In the data that follows, count every line holding the string "React" and give the count alone.

------ Source material

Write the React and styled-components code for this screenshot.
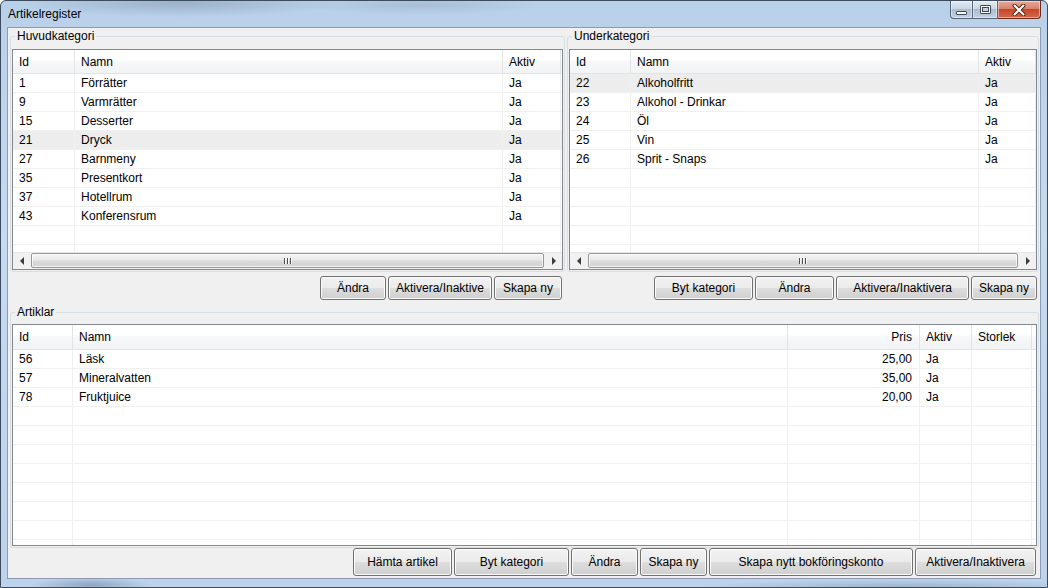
import React from 'react'
import styled, { createGlobalStyle } from 'styled-components'

const GlobalStyle = createGlobalStyle`
  html, body {
    margin: 0;
    padding: 0;
    background: #ffffff;
  }
  body {
    font-family: "Liberation Sans", Arial, sans-serif;
    font-size: 12px;
    color: #000;
  }
  * {
    box-sizing: border-box;
  }
`

const Window = styled.div`
  width: 1048px;
  height: 588px;
  display: flex;
  flex-direction: column;
  border: 1px solid #3d4b5e;
  border-radius: 6px 6px 0 0;
  overflow: hidden;
  background:
    radial-gradient(ellipse 160px 14px at 180px 2px, rgba(120, 140, 165, 0.45), transparent),
    radial-gradient(ellipse 120px 10px at 420px 4px, rgba(130, 150, 175, 0.3), transparent),
    radial-gradient(ellipse 60px 8px at 90px 584px, rgba(90, 110, 140, 0.45), transparent),
    radial-gradient(ellipse 200px 8px at 900px 586px, rgba(90, 110, 140, 0.3), transparent),
    linear-gradient(180deg, #b9d0e9 0%, #c6dbf0 40%, #bcd3eb 100%);
`

const TitleBar = styled.div`
  height: 26px;
  flex: none;
  display: flex;
  align-items: flex-start;
  padding-left: 7px;
`

const Title = styled.div`
  height: 26px;
  line-height: 26px;
  font-size: 12px;
  color: #000;
`

const Caption = styled.div`
  margin-left: auto;
  margin-right: 6px;
  display: flex;
  height: 18px;
`

const CapBtn = styled.div`
  width: ${p => p.$w}px;
  height: 18px;
  display: flex;
  align-items: center;
  justify-content: center;
  border: 1px solid ${p => (p.$close ? '#6b2a1d' : '#55657a')};
  border-top: none;
  border-left: ${p => (p.$first ? '1px solid #55657a' : 'none')};
  border-radius: ${p => (p.$first ? '0 0 0 4px' : p.$close ? '0 0 4px 0' : '0')};
  background: ${p =>
    p.$close
      ? 'linear-gradient(180deg, #e9a897 0%, #d9826c 45%, #c6472c 50%, #d56a48 100%)'
      : 'linear-gradient(180deg, #e4ebf3 0%, #cbd6e3 45%, #adbccf 50%, #c3d1e2 100%)'};
  box-shadow: inset 0 0 0 1px rgba(255, 255, 255, 0.45);
`

const MinGlyph = styled.div`
  width: 11px;
  height: 4px;
  margin-top: 6px;
  border: 1px solid #3b4656;
  background: #fff;
  border-radius: 1px;
`

const MaxGlyph = styled.div`
  width: 11px;
  height: 9px;
  border: 1px solid #3b4656;
  border-radius: 1px;
  background: #fff;
  display: flex;
  align-items: center;
  justify-content: center;

  &::after {
    content: '';
    width: 5px;
    height: 3px;
    border: 1px solid #3b4656;
    background: #c4d2e2;
  }
`

const Client = styled.div`
  flex: 1;
  margin: 0 6px 8px 6px;
  border: 1px solid #8b9bb0;
  background: #f0f0f0;
  padding: 1px 1px 0 2px;
  display: flex;
  flex-direction: column;
`

const GroupRow = styled.div`
  display: flex;
  gap: 2px;
  margin-top: ${p => p.$mt || 0}px;
`

const Group = styled.fieldset`
  margin: 0;
  padding: ${p => p.$pt}px 1px 1px 1px;
  border: 1px solid #d5dfe5;
  border-radius: 3px;
  min-width: 0;
  width: ${p => p.$w}px;
  flex: none;
`

const Legend = styled.legend`
  margin-left: 3px;
  padding: 0 2px;
  font-size: 12px;
  line-height: 14px;
  color: #000;
`

const ListBox = styled.div`
  height: ${p => p.$h}px;
  border: 1px solid #828790;
  background: #fff;
  display: flex;
  flex-direction: column;
  overflow: hidden;
`

const HeaderRow = styled.div`
  flex: none;
  display: flex;
  height: ${p => p.$h}px;
  border-bottom: 1px solid #e2e3e5;
  background: linear-gradient(180deg, #ffffff 0%, #ffffff 40%, #f7f8f9 50%, #f2f3f4 100%);
`

const HeaderCell = styled.div`
  width: ${p => p.$w}px;
  flex: none;
  display: flex;
  align-items: center;
  justify-content: ${p => (p.$right ? 'flex-end' : 'flex-start')};
  padding: ${p => (p.$right ? '0 7px 0 6px' : '0 6px')};
  border-right: 1px solid #e3e4e6;
  white-space: nowrap;
  overflow: hidden;
`

const Filler = styled.div`
  flex: 1;
`

const Body = styled.div`
  flex: 1;
  min-height: 0;
  overflow: hidden;
  display: flex;
  flex-direction: column;
`

const Row = styled.div`
  flex: none;
  display: flex;
  height: 19px;
  border-bottom: 1px solid #f0f0f0;
  background: ${p => (p.$selected ? '#ededed' : 'transparent')};
`

const Cell = styled.div`
  width: ${p => p.$w}px;
  flex: none;
  display: flex;
  align-items: center;
  justify-content: ${p => (p.$right ? 'flex-end' : 'flex-start')};
  padding: ${p => (p.$right ? '0 7px 0 6px' : '0 6px')};
  border-right: 1px solid #f0f0f0;
  white-space: nowrap;
  overflow: hidden;
`

const HScroll = styled.div`
  flex: none;
  height: 17px;
  display: flex;
  background: #f1f1f1;
  border-top: 1px solid #e6e6e6;
`

const Arrow = styled.div`
  width: 17px;
  flex: none;
  display: flex;
  align-items: center;
  justify-content: center;

  &::before {
    content: '';
    width: 0;
    height: 0;
    border-top: 4px solid transparent;
    border-bottom: 4px solid transparent;
    ${p =>
      p.$dir === 'left'
        ? 'border-right: 4px solid #3c3c3c;'
        : 'border-left: 4px solid #3c3c3c;'}
  }
`

const Thumb = styled.div`
  flex: 1;
  margin: 0 1px 1px 1px;
  border: 1px solid #979797;
  border-radius: 2px;
  background: linear-gradient(180deg, #f4f4f4 0%, #e9e9e9 45%, #dadada 55%, #d2d2d2 100%);
  box-shadow: inset 0 0 0 1px rgba(255, 255, 255, 0.7);
  display: flex;
  align-items: center;
  justify-content: center;
  gap: 1px;
`

const GripLine = styled.div`
  width: 1px;
  height: 6px;
  background: #4f4f4f;
  box-shadow: 1px 0 0 #ffffff;
  margin-right: 1px;
`

const ButtonBar = styled.div`
  display: flex;
  margin-top: ${p => p.$mt || 0}px;
`

const ButtonGroup = styled.div`
  width: ${p => (p.$w ? `${p.$w}px` : 'auto')};
  flex: ${p => (p.$w ? 'none' : '1')};
  display: flex;
  justify-content: flex-end;
  gap: 2px;
  padding-right: ${p => p.$pr || 0}px;
  margin-right: ${p => p.$mr || 0}px;
`

const Button = styled.button`
  width: ${p => p.$w}px;
  height: ${p => p.$h}px;
  flex: none;
  padding: 0;
  border: 1px solid #707070;
  border-radius: 3px;
  background: linear-gradient(180deg, #f2f2f2 0%, #ebebeb 48%, #dddddd 52%, #cfcfcf 100%);
  box-shadow: inset 0 0 0 1px #fbfbfb;
  font-family: "Liberation Sans", Arial, sans-serif;
  font-size: 12px;
  color: #000;
  white-space: nowrap;
  overflow: hidden;
`

const huvudCols = [
  { title: 'Id', w: 62 },
  { title: 'Namn', w: 428 },
  { title: 'Aktiv', w: 58 }
]

const huvudRows = [
  ['1', 'Förrätter', 'Ja'],
  ['9', 'Varmrätter', 'Ja'],
  ['15', 'Desserter', 'Ja'],
  ['21', 'Dryck', 'Ja'],
  ['27', 'Barnmeny', 'Ja'],
  ['35', 'Presentkort', 'Ja'],
  ['37', 'Hotellrum', 'Ja'],
  ['43', 'Konferensrum', 'Ja']
]

const underCols = [
  { title: 'Id', w: 61 },
  { title: 'Namn', w: 348 },
  { title: 'Aktiv', w: 57 }
]

const underRows = [
  ['22', 'Alkoholfritt', 'Ja'],
  ['23', 'Alkohol - Drinkar', 'Ja'],
  ['24', 'Öl', 'Ja'],
  ['25', 'Vin', 'Ja'],
  ['26', 'Sprit - Snaps', 'Ja']
]

const artikelCols = [
  { title: 'Id', w: 60 },
  { title: 'Namn', w: 715 },
  { title: 'Pris', w: 132, right: true },
  { title: 'Aktiv', w: 52 },
  { title: 'Storlek', w: 60 }
]

const artikelRows = [
  ['56', 'Läsk', '25,00', 'Ja', ''],
  ['57', 'Mineralvatten', '35,00', 'Ja', ''],
  ['78', 'Fruktjuice', '20,00', 'Ja', '']
]

const ListView = ({ columns, rows, selected, totalRows, height, headerHeight, scroll }) => {
  const all = Array.from({ length: totalRows }, (_, i) => rows[i] || columns.map(() => ''))
  return (
    <ListBox $h={height}>
      <HeaderRow $h={headerHeight}>
        {columns.map(c => (
          <HeaderCell key={c.title} $w={c.w} $right={c.right}>
            {c.title}
          </HeaderCell>
        ))}
        <Filler />
      </HeaderRow>
      <Body>
        {all.map((r, i) => (
          <Row key={i} $selected={i === selected}>
            {columns.map((c, j) => (
              <Cell key={c.title} $w={c.w} $right={c.right}>
                {r[j]}
              </Cell>
            ))}
            <Filler />
          </Row>
        ))}
      </Body>
      {scroll && (
        <HScroll>
          <Arrow $dir="left" />
          <Thumb>
            <GripLine />
            <GripLine />
            <GripLine />
          </Thumb>
          <Arrow $dir="right" />
        </HScroll>
      )}
    </ListBox>
  )
}

const CloseGlyph = () => (
  <svg width="14" height="12" viewBox="0 0 14 12">
    <path d="M2.5 1.5 L11.5 10.5 M11.5 1.5 L2.5 10.5" stroke="#5a2418" strokeWidth="4" strokeLinecap="round" />
    <path d="M2.5 1.5 L11.5 10.5 M11.5 1.5 L2.5 10.5" stroke="#ffffff" strokeWidth="2" strokeLinecap="round" />
  </svg>
)

export default function App() {
  return (
    <>
      <GlobalStyle />
      <Window>
        <TitleBar>
          <Title>Artikelregister</Title>
          <Caption>
            <CapBtn $w={23} $first>
              <MinGlyph />
            </CapBtn>
            <CapBtn $w={25}>
              <MaxGlyph />
            </CapBtn>
            <CapBtn $w={43} $close>
              <CloseGlyph />
            </CapBtn>
          </Caption>
        </TitleBar>
        <Client>
          <GroupRow>
            <Group $w={555} $pt={6}>
              <Legend>Huvudkategori</Legend>
              <ListView
                columns={huvudCols}
                rows={huvudRows}
                selected={3}
                totalRows={10}
                height={221}
                headerHeight={24}
                scroll
              />
            </Group>
            <Group $w={472} $pt={6}>
              <Legend>Underkategori</Legend>
              <ListView
                columns={underCols}
                rows={underRows}
                selected={0}
                totalRows={10}
                height={221}
                headerHeight={24}
                scroll
              />
            </Group>
          </GroupRow>
          <ButtonBar $mt={4}>
            <ButtonGroup $w={555} $pr={3} $mr={2}>
              <Button $w={66} $h={24}>Ändra</Button>
              <Button $w={104} $h={24}>Aktivera/Inaktive</Button>
              <Button $w={68} $h={24}>Skapa ny</Button>
            </ButtonGroup>
            <ButtonGroup $w={472} $pr={2}>
              <Button $w={99} $h={24}>Byt kategori</Button>
              <Button $w={79} $h={24}>Ändra</Button>
              <Button $w={133} $h={24}>Aktivera/Inaktivera</Button>
              <Button $w={66} $h={24}>Skapa ny</Button>
            </ButtonGroup>
          </ButtonBar>
          <GroupRow $mt={5}>
            <Group $w={1029} $pt={5}>
              <Legend>Artiklar</Legend>
              <ListView
                columns={artikelCols}
                rows={artikelRows}
                selected={-1}
                totalRows={12}
                height={222}
                headerHeight={25}
              />
            </Group>
          </GroupRow>
          <ButtonBar>
            <ButtonGroup $pr={3}>
              <Button $w={99} $h={28}>Hämta artikel</Button>
              <Button $w={115} $h={28}>Byt kategori</Button>
              <Button $w={67} $h={28}>Ändra</Button>
              <Button $w={67} $h={28}>Skapa ny</Button>
              <Button $w={204} $h={28}>Skapa nytt bokföringskonto</Button>
              <Button $w={121} $h={28}>Aktivera/Inaktivera</Button>
            </ButtonGroup>
          </ButtonBar>
        </Client>
      </Window>
    </>
  )
}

------------

### [Correct response]
2